Algeria gas exports stable despite hostage crisis
AFP
January 20, 2013 10:16 MYT
January 20, 2013 10:16 MYT
Algeria did not reduce its gas exports after the start of the hostage crisis at the In Amenas gas plant, the country's energy minister said Saturday.
"Our partners did not suffer from the situation. We did not cut our gas exports, we simply compensated the shortfall in production with production from other fields," APS news agency quoted Youcef Yousfi as saying.
He added that production at In Amenas made up only a small portion of Algeria's national output.
Algerian troops stormed the plant earlier Saturday to end the three-day hostage crisis that left 23 foreigners and Algerians dead, seven of them executed by their captors in a final military assault.

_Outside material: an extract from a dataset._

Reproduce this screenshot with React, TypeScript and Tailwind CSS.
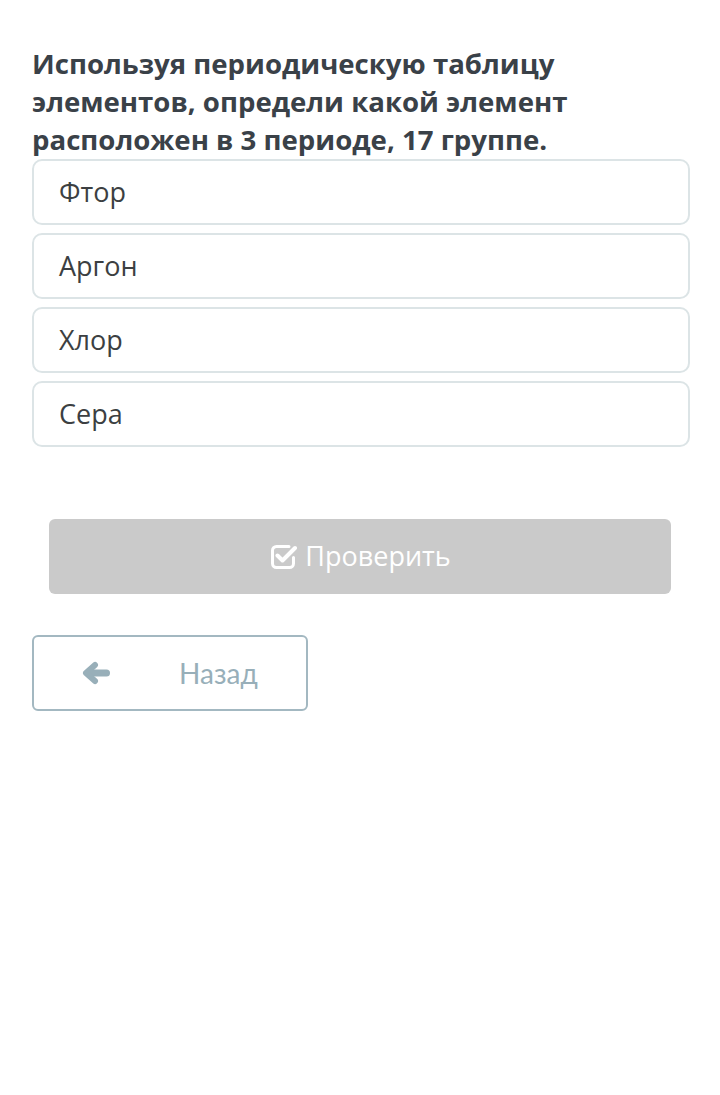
const options = ['Фтор', 'Аргон', 'Хлор', 'Сера'];

const CheckSquare = () => (
  <svg viewBox="0 0 28 28" className="h-[28px] w-[28px]" fill="none">
    <path
      d="M20 3.5H7.5A4 4 0 0 0 3.5 7.5v13a4 4 0 0 0 4 4h13a4 4 0 0 0 4-4v-6"
      stroke="white"
      strokeWidth="3"
      strokeLinecap="round"
    />
    <path d="M8.5 12.5l5 5L26 5" stroke="white" strokeWidth="4" strokeLinecap="round" strokeLinejoin="round" />
  </svg>
);

const ArrowLeft = () => (
  <svg viewBox="0 0 28 24" className="h-[24px] w-[28px]" fill="none">
    <path d="M24.5 12H6" stroke="currentColor" strokeWidth="7" strokeLinecap="round" />
    <path d="M13 4L4 12l9 8" stroke="currentColor" strokeWidth="6" strokeLinecap="round" strokeLinejoin="round" />
  </svg>
);

export default function App() {
  return (
    <div className="min-h-[1095px] bg-white px-[32px] pt-[44px]" style={{ fontFamily: '"Open Sans", "Noto Sans", sans-serif' }}>
      <h1 className="text-[27.6px] font-bold leading-[38px] text-[#3a4148]">
        Используя периодическую таблицу элементов, определи какой элемент расположен в 3 периоде, 17 группе.
      </h1>

      <div className="mt-px mr-[-2px] flex flex-col gap-[8px]">
        {options.map((o) => (
          <div
            key={o}
            className="flex h-[66px] items-center rounded-[10px] border-2 border-[#dce4e6] bg-white px-[25px] text-[27px] text-[#3c3f42]"
          >
            {o}
          </div>
        ))}
      </div>

      <div className="mt-[72px] px-[17px]">
        <button className="flex h-[75px] w-full items-center justify-center gap-[8px] rounded-[6px] bg-[#cacaca] text-[27px] text-white">
          <CheckSquare />
          Проверить
        </button>
      </div>

      <button
        className="mt-[41px] flex h-[76px] w-[276px] items-center rounded-[6px] border-2 border-[#a3b8c1] text-[28px] text-[#98afb9]"
        style={{ fontFamily: 'Lato, sans-serif' }}
      >
        <span className="flex w-[124px] justify-center">
          <ArrowLeft />
        </span>
        <span className="ml-[21px]">Назад</span>
      </button>
    </div>
  );
}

Yousfi said damage to the plant was "not huge as equipment had been depressurised.
"There was no explosion," he explained.
A fire caused by the kidnappers was "brought under control thanks to Algerian technicians who were assisted by the security services and army soldiers", he added.
The site which opened in 2006 would be fully operational again once mine-clearing operations have been completed.
In Amenas is a joint venture gas project run by the Algerian state oil and gas company Sonatrach, Norway's Statoil and BP. At any one time it might have a workforce of between 500 and 700 people, BP has said.